Ink and Bone
Author: Rachel Caine
Publisher: NAL, 352 Pages
Publication Date: July 7, 2015
In an exhilarating new series, New York Times bestselling author Rachel Caine rewrites history, creating a dangerous world where the Great Library of Alexandria has survived the test of time.…
Ruthless and supremely powerful, the Great Library is now a presence in every major city, governing the flow of knowledge to the masses. Alchemy allows the Library to deliver the content of the greatest works of history instantly—but the personal ownership of books is expressly forbidden.
Jess Brightwell believes in the value of the Library, but the majority of his knowledge comes from illegal books obtained by his family, who are involved in the thriving black market. Jess has been sent to be his family’s spy, but his loyalties are tested in the final months of his training to enter the Library’s service.
When [his friend] inadvertently commits heresy by creating a device that could change the world, Jess discovers that those who control the Great Library believe that knowledge is more valuable than any human life—and soon both heretics and books will burn.
Pam and I read this book as part of our local book club. We all agreed it was a great overall book with a few strengths but also a few weaknesses we hope get addressed as the series moves forward.

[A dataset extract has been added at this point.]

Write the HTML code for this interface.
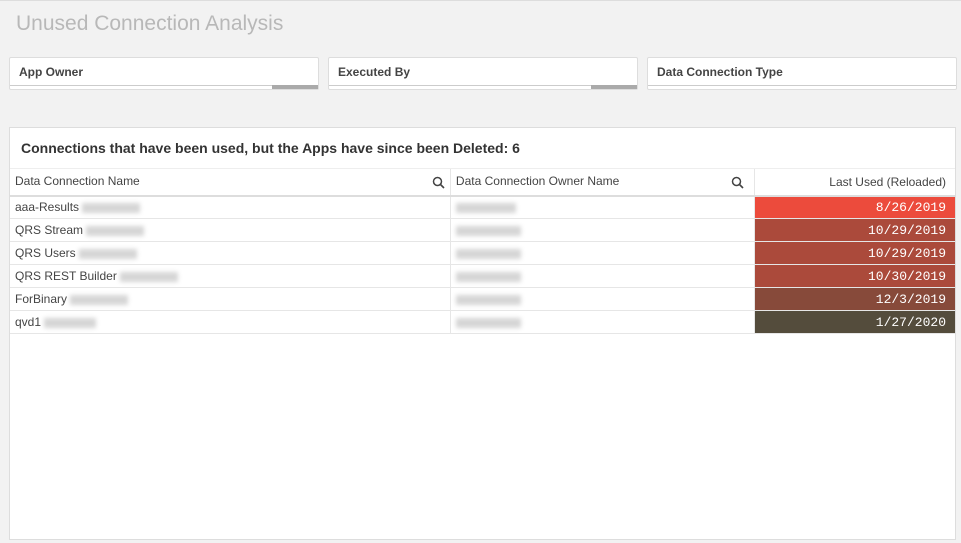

One of the things I liked best was also one of the things I found confusing. There were aspects of the book that made it feel as if it was set back in time, maybe around the late 1800's. On the other hand, the book was clearly set in the future. The switching between historical ways of doing things and the imagined world Caine creates kept me off balance. While there is a "romantic" plot line it is such a small part of this first book that it was a nice change from some of the other books I have been reading lately. Unfortunately, the limited time spent on that relationship also made it difficult to understand the strength of what the two felt for one another. Even though I don't often enjoy books from a male point of view I truly enjoyed getting to know Jess and trying to figure out his motivation. His relationship with his family, particularly his brother, is something I definitely look forward to learning more about as the series progresses. My last comment is a positive nod and thank you to Cain for including a gay character whose sexuality simply exists without being a defining part of the storyline.
What I liked most about this book is that books are so important and are such an integral part of the plot. The world the author has created is fascinating, although I did have questions that weren't explicitly answered and I kind of had to fill in the blanks myself. I viewed the Library as the government and the government is in complete control of knowledge because it has all of the books, the physical books. The way people read is through the Library and they all sort of have Kindle like readers. What wasn't entirely clear to me is whether the Library declines requests and whether it actually changes the books that people read versus the real book. I decided that that had to be the way it worked and that it made sense given the plot of the book and how powerful the Library was.
Loved the politics and the characters, although I didn't feel like we got to know them that well, mostly because the book is told in the limited POV of Jess. This is one of those books that would have been better with multiple POVs. But that's probably a personal preference of mine.
All in all, I definitely recommend this series and I can't wait to read the next one!